The federal government has vowed to extend the suspension of degrees accreditation and evaluation to more countries including Uganda and Kenya.
The minister of Education, Professor Tahir Mamman stated this on Wednesday when he appeared on Channels TV programme.
It would be recalled that following an investigative report by an online newspaper, which unravelled a Cotonou-based University, which issued a degree certificate to an undercover Journalist within six weeks, Nigerian government had announced the suspension of evaluation and accreditation of degree certificates from the neighbouring Benin Republic and Togo. However, speaking on the next line of action, Mammam said it will not stop at the suspension of certificates from Togo and Benin Republic alone.
“We are going to extend the dragnet. We know some countries like Uganda, Kenya and even Niger where such institutions have been set up.
“A lot of them don’t actually have physical institutions. They just operate under cover.”
The Minister further said students who patronise such institutions are not victims but criminals.
He added that security agents would go after Nigerians with fake certificates from foreign countries.
“No student or Nigerian has any business going to patronise such place. I have no sympathy for such people. Instead, they are part of a criminal chain that should be arrested,” the minister said.
“If along the line, we can trace that there are people already in the system. For instance, if a particular institution or operator has been operating, say in the last 10 years, we will check if we can get records of Nigerians who attended that institution.
“Once we do that, they are criminals and you know there is no timeframe to criminality.

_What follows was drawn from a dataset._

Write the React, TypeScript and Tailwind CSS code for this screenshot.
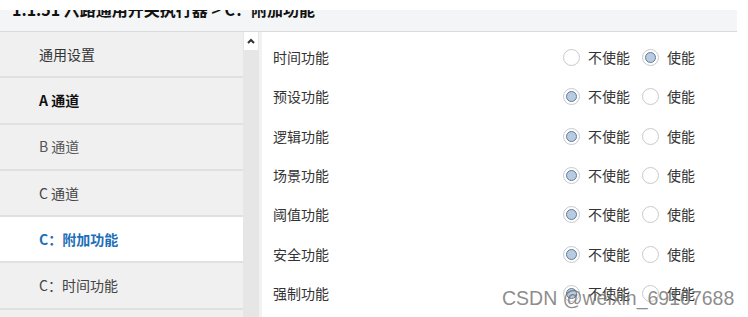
import React from 'react';

const font = { fontFamily: '"Noto Sans CJK SC", "Liberation Sans", sans-serif' };

const Radio: React.FC<{ on: boolean; label: string }> = ({ on, label }) => (
  <label className="flex items-center gap-[8px]">
    <span className="flex h-[17px] w-[17px] items-center justify-center rounded-full border border-[#c9c9c9] bg-white">
      {on && <span className="h-[11px] w-[11px] rounded-full border border-[#5f7b9c] bg-[#b8cbe0]" />}
    </span>
    <span className="text-[14px] text-[#333]">{label}</span>
  </label>
);

const App: React.FC = () => {
  const nav = [
    { name: '通用设置', cls: 'text-[#333]' },
    { name: 'A 通道', cls: 'font-bold text-[#111]' },
    { name: 'B 通道', cls: 'text-[#555]' },
    { name: 'C 通道', cls: 'text-[#444]' },
    { name: 'C：附加功能', cls: 'font-bold text-[#1d6fb8]', active: true },
    { name: 'C：时间功能', cls: 'text-[#444]' },
    { name: 'C：场景功能', cls: 'text-[#444]' },
  ];

  // enabled = "使能" is checked
  const rows = [
    { name: '时间功能', enabled: true },
    { name: '预设功能', enabled: false },
    { name: '逻辑功能', enabled: false },
    { name: '场景功能', enabled: false },
    { name: '阈值功能', enabled: false },
    { name: '安全功能', enabled: false },
    { name: '强制功能', enabled: false },
  ];

  return (
    <div className="relative h-[317px] w-[748px] overflow-hidden bg-white" style={font}>
      <div className="h-[10px]" />
      <div className="h-[22px] w-[737px] overflow-hidden border-b border-[#dadada] bg-[#f4f5f6]">
        <div className="-mt-[12px] pl-[12px] text-[16px] font-bold leading-[22px] text-[#111]">
          1.1.51 六路通用开关执行器 &gt; C：附加功能
        </div>
      </div>

      <div className="flex h-[285px]">
        <div className="w-[243px] shrink-0 bg-[#f0f0f0]">
          {nav.map((n) => (
            <div
              key={n.name}
              className={`flex h-[46.3px] items-center border-b-2 border-[#e0e0e0] pl-[39px] text-[14px] ${n.cls} ${n.active ? 'bg-white' : ''}`}
            >
              {n.name}
            </div>
          ))}
        </div>

        <div className="w-[16px] shrink-0 bg-[#e6e6e6]">
          <div className="mx-[1px] flex h-[18px] items-center justify-center bg-white">
            <svg width="8" height="6" viewBox="0 0 8 6">
              <path d="M1 5 L4 2 L7 5" fill="none" stroke="#333" strokeWidth="2" />
            </svg>
          </div>
        </div>

        <div className="flex-1 border-l-[3px] border-[#f2f2f2] bg-white pt-[6px]">
          {rows.map((r) => (
            <div key={r.name} className="flex h-[39.3px] items-center">
              <div className="w-[301px] pl-[11px] text-[14px] text-[#333]">{r.name}</div>
              <div className="flex items-center gap-[12px]">
                <Radio on={!r.enabled} label="不使能" />
                <Radio on={r.enabled} label="使能" />
              </div>
            </div>
          ))}
        </div>
      </div>

      <div
        className="absolute left-[502px] top-[286px] text-[19.5px] leading-[24px] text-[rgba(110,110,110,0.8)]"
        style={{ fontFamily: '"Liberation Sans", Arial, sans-serif' }}
      >
        CSDN @weixin_69107688
      </div>
    </div>
  );
};

export default App;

“We will trace them. As long as we can lay our hands on their institutions and they are right here with us, certainly, the security agencies will go after them because they are criminals.”
The minister said certificate forgery is a global problem and not only a Nigerian one, adding that the ministry is aware of the problem.
He said according to report of a committee in 2022, eight institutions involved in fake degrees were uncovered in Nigeria.
He said some of them include European American University, Lagos; Oxford School for Continued Education, Umuahia; Imperial College of advanced studies, Kano; and Medical University of Nigeria, Kaduna.